他のチームで試すなら:再現性のあるアドバイス
もし皆さんのチームでも「問いかけ」の技術を試してみたいと思われたなら、以下のステップから始めてみることをお勧めします。
- まずはオープンな問いかけから: 1on1 の冒頭で、「今日はどんな話をしたいですか?」「最近、仕事で何か気になることはありましたか?」といったオープンな質問で、相手が話しやすい雰囲気を作りましょう。
- すぐにアドバイスせず、深掘りする: メンバーの回答に対して、すぐに自分の意見やアドバイスを言うのではなく、「なぜそう思うのですか?」「もう少し詳しく教えてもらえますか?」「それについて、具体的にどんな経験がありましたか?」といった質問で、さらに深く掘り下げてみましょう。
- 仮定の問いかけも有効活用: 「もし、〇〇(例えば、時間や予算などの技術的な制約)がなかったとしたら、どんな解決策が理想的だと思いますか?」といった仮定の質問は、自由な発想を促し、本質的なニーズを引き出すのに役立ちます。
- 問いかけリストの準備と使い分け: 事前にいくつかの「問いかけの型」や具体的な質問リストを準備しておき、メンバーの状況や話の流れに応じて使い分けると効果的です。ただし、リストに縛られすぎず、自然な会話の流れを大切にしましょう。
- 具体的なアクションに繋げる: 1on1 の最後には、「今日の話で、明日から何か一つ行動に移せそうなことはありますか?」と問いかけ、具体的なアクションプランに繋げることを意識しましょう。小さな一歩でも、行動を促すことが成長には不可欠です。
重要: これらの問いかけは、相手を詰問するためのものではありません。あくまで、相手の内省を促し、自発的な気づきや行動を引き出すためのものです。
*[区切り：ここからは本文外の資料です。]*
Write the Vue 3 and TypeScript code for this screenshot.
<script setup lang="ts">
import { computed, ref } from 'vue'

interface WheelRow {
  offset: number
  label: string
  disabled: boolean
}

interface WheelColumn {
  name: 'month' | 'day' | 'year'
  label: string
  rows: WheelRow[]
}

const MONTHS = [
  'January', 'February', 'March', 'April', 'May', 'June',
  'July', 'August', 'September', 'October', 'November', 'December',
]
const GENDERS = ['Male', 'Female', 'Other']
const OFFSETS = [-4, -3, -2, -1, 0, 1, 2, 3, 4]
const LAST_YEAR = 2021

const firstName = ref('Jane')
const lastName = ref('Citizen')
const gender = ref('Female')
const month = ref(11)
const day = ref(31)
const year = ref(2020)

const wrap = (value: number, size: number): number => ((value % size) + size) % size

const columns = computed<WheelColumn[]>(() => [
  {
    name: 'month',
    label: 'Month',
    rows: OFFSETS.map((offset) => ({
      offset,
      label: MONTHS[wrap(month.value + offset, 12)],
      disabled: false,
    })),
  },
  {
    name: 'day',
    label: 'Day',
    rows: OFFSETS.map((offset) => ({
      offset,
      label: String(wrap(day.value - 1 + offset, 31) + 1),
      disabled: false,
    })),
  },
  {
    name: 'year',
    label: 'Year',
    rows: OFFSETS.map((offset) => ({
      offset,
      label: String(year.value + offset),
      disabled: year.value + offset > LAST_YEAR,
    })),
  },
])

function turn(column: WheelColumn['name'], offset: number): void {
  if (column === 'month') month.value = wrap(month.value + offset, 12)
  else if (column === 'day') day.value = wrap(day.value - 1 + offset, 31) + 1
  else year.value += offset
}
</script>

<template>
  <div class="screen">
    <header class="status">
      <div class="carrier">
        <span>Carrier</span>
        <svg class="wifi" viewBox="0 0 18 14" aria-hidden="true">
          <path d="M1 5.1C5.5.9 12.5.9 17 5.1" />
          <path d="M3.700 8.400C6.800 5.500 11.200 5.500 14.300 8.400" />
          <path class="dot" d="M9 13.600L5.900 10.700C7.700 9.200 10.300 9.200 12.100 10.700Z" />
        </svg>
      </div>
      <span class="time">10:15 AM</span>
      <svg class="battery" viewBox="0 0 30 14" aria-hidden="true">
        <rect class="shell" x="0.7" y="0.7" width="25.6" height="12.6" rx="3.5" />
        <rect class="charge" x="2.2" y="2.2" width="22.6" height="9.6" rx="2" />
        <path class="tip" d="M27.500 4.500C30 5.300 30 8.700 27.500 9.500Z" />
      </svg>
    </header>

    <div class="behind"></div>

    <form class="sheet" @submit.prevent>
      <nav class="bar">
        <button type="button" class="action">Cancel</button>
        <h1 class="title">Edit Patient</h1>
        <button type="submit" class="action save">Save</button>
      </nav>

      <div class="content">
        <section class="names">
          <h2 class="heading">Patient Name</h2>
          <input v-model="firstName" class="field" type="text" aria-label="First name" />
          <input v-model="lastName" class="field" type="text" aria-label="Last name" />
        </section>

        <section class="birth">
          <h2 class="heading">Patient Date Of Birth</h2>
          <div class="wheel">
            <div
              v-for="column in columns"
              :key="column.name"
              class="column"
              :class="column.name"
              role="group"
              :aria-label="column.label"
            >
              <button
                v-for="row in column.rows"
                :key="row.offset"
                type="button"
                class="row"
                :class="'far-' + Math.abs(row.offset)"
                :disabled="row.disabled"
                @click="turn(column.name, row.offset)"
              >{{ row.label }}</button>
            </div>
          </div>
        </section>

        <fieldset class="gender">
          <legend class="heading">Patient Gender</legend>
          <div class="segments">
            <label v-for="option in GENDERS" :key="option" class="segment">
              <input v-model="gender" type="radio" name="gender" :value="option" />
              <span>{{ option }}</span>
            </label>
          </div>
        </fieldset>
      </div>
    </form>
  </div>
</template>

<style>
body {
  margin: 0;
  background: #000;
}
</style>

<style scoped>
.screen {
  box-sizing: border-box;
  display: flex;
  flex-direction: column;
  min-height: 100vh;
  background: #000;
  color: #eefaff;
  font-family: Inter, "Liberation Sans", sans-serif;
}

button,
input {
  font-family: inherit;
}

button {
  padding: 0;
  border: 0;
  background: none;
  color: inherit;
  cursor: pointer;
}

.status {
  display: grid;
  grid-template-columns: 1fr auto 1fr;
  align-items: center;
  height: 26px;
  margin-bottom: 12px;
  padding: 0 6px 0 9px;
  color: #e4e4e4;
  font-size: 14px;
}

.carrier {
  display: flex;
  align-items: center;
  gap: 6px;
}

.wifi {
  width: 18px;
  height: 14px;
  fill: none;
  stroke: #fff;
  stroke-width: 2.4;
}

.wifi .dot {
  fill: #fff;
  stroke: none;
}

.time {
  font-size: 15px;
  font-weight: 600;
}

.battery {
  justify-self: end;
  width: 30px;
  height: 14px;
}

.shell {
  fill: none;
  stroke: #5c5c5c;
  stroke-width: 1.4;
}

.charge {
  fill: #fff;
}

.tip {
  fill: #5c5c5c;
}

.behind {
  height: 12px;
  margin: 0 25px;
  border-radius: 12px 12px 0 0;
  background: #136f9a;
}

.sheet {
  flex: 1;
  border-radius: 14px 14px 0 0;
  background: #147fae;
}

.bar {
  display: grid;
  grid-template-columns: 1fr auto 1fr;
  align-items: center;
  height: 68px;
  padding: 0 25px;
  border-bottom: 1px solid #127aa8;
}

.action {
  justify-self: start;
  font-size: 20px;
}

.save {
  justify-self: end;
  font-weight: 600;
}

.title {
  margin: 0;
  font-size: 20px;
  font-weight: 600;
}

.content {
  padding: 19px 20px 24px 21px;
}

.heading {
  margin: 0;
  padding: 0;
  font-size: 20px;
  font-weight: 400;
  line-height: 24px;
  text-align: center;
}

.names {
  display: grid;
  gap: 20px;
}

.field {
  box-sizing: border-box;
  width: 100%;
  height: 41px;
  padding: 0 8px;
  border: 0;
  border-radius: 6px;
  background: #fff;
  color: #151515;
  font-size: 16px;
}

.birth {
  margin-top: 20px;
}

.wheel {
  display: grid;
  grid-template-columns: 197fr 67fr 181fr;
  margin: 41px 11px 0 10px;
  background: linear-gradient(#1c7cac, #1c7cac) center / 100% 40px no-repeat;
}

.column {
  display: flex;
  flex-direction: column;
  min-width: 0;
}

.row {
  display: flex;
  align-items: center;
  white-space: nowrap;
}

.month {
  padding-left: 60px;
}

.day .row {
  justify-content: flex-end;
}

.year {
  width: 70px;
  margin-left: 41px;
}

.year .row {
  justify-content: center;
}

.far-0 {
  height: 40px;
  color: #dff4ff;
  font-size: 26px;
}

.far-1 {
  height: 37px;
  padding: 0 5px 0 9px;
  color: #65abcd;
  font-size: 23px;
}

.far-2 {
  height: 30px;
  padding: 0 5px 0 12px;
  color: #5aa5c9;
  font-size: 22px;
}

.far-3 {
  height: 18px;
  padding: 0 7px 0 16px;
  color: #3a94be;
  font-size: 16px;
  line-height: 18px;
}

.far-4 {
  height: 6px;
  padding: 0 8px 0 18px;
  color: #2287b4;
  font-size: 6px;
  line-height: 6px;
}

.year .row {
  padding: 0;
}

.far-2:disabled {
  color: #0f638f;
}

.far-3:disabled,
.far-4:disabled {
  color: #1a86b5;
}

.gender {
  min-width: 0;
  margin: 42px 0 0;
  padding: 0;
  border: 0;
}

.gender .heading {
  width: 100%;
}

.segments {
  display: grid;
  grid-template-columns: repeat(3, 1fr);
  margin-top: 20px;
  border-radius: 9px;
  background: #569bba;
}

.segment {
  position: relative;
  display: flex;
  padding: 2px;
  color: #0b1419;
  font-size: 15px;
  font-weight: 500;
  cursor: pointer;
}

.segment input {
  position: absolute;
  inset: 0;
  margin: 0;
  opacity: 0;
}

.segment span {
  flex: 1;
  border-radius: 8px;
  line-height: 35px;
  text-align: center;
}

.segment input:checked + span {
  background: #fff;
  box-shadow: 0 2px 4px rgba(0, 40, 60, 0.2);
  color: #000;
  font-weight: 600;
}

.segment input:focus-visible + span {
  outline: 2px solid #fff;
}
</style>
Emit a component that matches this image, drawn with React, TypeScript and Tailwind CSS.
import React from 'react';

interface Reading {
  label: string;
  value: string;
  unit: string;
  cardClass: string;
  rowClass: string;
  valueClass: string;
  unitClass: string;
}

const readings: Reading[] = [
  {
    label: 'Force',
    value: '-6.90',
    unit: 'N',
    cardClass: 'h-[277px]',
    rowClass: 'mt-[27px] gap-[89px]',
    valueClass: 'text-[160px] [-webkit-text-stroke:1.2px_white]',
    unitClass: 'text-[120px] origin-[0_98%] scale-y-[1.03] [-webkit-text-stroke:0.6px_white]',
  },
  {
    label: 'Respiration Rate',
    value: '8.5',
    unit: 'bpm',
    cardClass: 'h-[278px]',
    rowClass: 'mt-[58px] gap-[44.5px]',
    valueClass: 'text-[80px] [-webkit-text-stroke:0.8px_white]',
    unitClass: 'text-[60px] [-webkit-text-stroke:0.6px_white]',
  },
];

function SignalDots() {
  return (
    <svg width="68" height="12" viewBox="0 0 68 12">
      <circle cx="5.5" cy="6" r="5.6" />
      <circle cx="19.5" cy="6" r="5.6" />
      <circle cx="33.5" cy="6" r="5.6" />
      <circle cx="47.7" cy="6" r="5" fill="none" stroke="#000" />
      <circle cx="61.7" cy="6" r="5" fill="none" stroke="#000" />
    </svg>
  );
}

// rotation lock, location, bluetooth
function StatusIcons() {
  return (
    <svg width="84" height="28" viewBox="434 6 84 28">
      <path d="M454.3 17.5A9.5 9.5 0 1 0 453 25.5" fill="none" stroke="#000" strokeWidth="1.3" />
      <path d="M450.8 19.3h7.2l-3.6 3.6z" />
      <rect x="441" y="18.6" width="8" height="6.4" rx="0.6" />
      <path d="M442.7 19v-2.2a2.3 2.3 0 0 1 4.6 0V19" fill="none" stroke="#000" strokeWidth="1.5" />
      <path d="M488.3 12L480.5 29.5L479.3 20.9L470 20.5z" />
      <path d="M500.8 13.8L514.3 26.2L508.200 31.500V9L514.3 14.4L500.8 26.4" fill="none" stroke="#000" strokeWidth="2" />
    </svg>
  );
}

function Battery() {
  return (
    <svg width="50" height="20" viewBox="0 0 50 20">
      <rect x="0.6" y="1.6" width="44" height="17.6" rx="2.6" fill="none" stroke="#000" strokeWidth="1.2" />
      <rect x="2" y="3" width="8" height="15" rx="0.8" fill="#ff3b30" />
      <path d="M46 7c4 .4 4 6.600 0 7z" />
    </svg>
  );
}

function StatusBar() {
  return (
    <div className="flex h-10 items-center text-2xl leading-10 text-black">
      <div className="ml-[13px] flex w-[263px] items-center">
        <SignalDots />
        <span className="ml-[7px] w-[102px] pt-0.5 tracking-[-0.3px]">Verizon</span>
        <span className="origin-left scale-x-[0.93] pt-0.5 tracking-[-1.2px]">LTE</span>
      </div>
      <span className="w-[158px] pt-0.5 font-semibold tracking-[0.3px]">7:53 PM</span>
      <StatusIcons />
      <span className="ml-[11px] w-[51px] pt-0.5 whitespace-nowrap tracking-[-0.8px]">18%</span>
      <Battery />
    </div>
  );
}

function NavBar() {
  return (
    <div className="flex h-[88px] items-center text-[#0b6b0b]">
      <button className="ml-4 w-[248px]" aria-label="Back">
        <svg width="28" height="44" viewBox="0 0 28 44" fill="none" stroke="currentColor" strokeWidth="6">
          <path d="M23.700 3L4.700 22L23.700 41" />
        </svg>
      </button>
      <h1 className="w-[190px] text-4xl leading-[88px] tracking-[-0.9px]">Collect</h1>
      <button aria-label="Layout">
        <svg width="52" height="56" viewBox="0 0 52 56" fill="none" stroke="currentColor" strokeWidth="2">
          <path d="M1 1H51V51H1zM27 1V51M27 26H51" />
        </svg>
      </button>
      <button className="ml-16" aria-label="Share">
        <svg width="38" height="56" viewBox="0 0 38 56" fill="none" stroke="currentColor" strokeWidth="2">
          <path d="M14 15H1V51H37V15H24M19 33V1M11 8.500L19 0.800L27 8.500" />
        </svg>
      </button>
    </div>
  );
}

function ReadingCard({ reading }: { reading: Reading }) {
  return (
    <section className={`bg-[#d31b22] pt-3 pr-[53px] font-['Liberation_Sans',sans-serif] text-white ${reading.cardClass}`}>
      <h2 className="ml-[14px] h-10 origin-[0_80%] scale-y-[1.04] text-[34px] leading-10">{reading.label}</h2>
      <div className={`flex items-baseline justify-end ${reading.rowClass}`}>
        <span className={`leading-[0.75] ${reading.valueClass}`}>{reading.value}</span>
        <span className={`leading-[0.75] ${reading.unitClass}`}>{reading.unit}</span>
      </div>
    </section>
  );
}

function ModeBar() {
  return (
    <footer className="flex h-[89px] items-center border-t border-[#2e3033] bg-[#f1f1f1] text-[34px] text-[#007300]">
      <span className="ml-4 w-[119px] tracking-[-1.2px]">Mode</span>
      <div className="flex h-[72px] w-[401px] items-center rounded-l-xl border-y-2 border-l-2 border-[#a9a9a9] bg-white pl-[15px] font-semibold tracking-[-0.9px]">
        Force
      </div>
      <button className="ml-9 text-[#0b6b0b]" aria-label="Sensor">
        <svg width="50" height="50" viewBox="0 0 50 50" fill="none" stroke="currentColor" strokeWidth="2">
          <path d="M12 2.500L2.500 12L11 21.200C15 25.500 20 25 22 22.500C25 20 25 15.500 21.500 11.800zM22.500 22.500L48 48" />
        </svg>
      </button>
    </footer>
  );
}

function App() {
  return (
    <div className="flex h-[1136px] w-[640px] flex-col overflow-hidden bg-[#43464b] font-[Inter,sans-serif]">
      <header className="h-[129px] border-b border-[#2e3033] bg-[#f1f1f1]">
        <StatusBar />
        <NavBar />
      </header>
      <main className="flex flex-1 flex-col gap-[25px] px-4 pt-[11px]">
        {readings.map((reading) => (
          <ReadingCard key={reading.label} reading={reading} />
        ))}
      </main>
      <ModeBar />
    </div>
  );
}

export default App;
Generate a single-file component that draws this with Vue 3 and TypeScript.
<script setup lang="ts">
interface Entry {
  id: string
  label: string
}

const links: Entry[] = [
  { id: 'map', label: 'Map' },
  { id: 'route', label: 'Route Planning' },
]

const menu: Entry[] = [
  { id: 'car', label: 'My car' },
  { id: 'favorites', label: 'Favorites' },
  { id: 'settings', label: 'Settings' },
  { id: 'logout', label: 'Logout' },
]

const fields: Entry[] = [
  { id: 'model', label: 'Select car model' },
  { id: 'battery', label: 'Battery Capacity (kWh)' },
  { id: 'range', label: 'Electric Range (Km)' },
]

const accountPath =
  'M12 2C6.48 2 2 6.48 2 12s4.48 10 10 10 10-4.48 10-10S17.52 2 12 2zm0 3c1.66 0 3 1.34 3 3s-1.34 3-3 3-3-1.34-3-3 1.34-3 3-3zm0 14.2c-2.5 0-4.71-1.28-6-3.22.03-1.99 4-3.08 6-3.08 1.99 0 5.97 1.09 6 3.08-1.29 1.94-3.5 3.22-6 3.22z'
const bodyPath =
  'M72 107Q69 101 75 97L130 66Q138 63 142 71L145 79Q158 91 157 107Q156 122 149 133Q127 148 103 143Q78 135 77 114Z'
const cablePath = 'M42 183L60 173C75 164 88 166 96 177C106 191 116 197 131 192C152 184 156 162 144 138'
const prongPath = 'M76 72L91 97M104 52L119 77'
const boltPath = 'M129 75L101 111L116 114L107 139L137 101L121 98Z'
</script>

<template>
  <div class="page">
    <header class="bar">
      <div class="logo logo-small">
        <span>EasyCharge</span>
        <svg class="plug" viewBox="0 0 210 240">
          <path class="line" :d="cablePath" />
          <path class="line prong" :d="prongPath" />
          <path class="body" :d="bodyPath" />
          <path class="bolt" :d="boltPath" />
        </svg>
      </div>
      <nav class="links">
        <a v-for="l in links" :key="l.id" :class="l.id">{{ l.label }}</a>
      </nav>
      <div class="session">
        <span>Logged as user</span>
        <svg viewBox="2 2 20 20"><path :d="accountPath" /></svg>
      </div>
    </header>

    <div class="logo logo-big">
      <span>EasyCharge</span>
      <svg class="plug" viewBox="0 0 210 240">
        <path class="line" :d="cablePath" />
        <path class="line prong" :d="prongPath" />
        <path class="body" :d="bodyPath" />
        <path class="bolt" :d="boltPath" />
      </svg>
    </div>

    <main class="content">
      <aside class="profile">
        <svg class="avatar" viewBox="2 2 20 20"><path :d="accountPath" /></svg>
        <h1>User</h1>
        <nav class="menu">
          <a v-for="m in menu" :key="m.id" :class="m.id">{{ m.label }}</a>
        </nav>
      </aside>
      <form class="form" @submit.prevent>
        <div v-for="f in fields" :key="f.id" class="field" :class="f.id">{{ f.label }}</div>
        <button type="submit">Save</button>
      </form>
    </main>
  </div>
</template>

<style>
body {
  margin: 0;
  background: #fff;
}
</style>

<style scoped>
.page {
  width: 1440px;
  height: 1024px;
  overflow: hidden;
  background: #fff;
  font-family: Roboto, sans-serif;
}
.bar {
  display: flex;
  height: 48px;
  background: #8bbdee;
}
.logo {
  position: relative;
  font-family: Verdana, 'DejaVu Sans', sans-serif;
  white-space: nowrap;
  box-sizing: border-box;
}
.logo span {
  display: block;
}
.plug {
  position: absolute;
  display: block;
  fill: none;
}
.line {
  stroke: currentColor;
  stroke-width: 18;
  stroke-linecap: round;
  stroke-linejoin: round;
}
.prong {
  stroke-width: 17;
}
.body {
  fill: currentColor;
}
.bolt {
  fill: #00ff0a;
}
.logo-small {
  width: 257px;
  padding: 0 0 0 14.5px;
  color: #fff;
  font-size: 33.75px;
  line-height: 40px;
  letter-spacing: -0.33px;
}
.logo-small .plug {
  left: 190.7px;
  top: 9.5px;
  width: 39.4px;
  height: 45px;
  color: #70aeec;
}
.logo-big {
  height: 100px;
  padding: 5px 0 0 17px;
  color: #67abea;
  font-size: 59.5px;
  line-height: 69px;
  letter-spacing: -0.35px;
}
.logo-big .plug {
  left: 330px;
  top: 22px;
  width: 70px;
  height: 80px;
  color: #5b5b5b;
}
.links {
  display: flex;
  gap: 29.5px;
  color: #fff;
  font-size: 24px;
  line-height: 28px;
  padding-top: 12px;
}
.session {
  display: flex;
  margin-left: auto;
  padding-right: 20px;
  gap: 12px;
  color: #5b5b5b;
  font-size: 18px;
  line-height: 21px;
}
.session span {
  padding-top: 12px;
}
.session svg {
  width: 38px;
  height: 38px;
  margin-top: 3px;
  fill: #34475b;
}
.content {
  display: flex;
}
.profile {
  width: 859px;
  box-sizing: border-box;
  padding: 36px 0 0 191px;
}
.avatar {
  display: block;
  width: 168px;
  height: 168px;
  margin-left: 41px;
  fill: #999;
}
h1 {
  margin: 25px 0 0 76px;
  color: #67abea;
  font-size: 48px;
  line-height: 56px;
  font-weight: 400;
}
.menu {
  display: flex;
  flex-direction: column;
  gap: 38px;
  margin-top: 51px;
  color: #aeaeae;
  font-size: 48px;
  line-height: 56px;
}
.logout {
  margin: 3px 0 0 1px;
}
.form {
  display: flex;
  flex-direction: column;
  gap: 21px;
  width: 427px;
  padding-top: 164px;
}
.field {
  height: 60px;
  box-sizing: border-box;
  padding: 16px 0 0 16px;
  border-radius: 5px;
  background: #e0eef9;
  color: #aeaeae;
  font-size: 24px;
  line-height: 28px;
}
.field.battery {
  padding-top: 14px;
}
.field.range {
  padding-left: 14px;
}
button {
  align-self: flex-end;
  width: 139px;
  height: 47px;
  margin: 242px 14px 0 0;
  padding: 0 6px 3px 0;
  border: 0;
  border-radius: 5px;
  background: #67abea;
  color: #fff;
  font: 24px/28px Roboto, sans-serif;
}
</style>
安心感のある、信頼に基づいた雰囲気作りを常に心がけてください。
振り返りと、これからの自分へ:問いかけの技術を磨き続けるために
「問いかけ」の技術を意識し始めてから、メンバーの成長はもちろん、私自身のマネジメントに対する考え方にも大きな変化がありました。
「問いかけ」は決して万能な魔法の杖ではありません。相手の性格や経験、その時の状況に合わせて、最適な言葉を選び、使い分けることの重要性を日々痛感しています。時には、問いかけるだけでなく、積極的に情報を提供したり、具体的なフィードバックを伝えたりすることも、もちろん大切です。
これからも、メンバー一人ひとりの個性や状況に真摯に向き合い、彼らが持つ可能性を最大限に引き出せるような、より効果的な「問いかけ」ができるよう、日々実践と改善を重ねていきたいと考えています。そして、私自身もメンバーからの問いかけを通じて、共に成長していきたいです。
最後に、この記事を読んでくださっている皆さんに問いかけです。 皆さんのチームでは、メンバーの成長を促すために、どんな「問いかけ」を実践していますか?もし効果的なものがあれば、ぜひ教えてください!
まとめ
フロントエンドエンジニアの成長を加速させるためには、テクニカルスキルだけでなく、彼らの内省を促し、主体的な行動を引き出すためのコミュニケーションが不可欠です。その鍵となるのが、良質な「問いかけ」です。
この記事で紹介した「問いかけ」の技術や具体例が、皆さんの 1on1 をより実りあるものにし、メンバーの皆さんがそれぞれの場で輝くための一助となれば、これほど嬉しいことはありません。ぜひ、今日からでも小さな問いかけを一つ、試してみてはいかがでしょうか。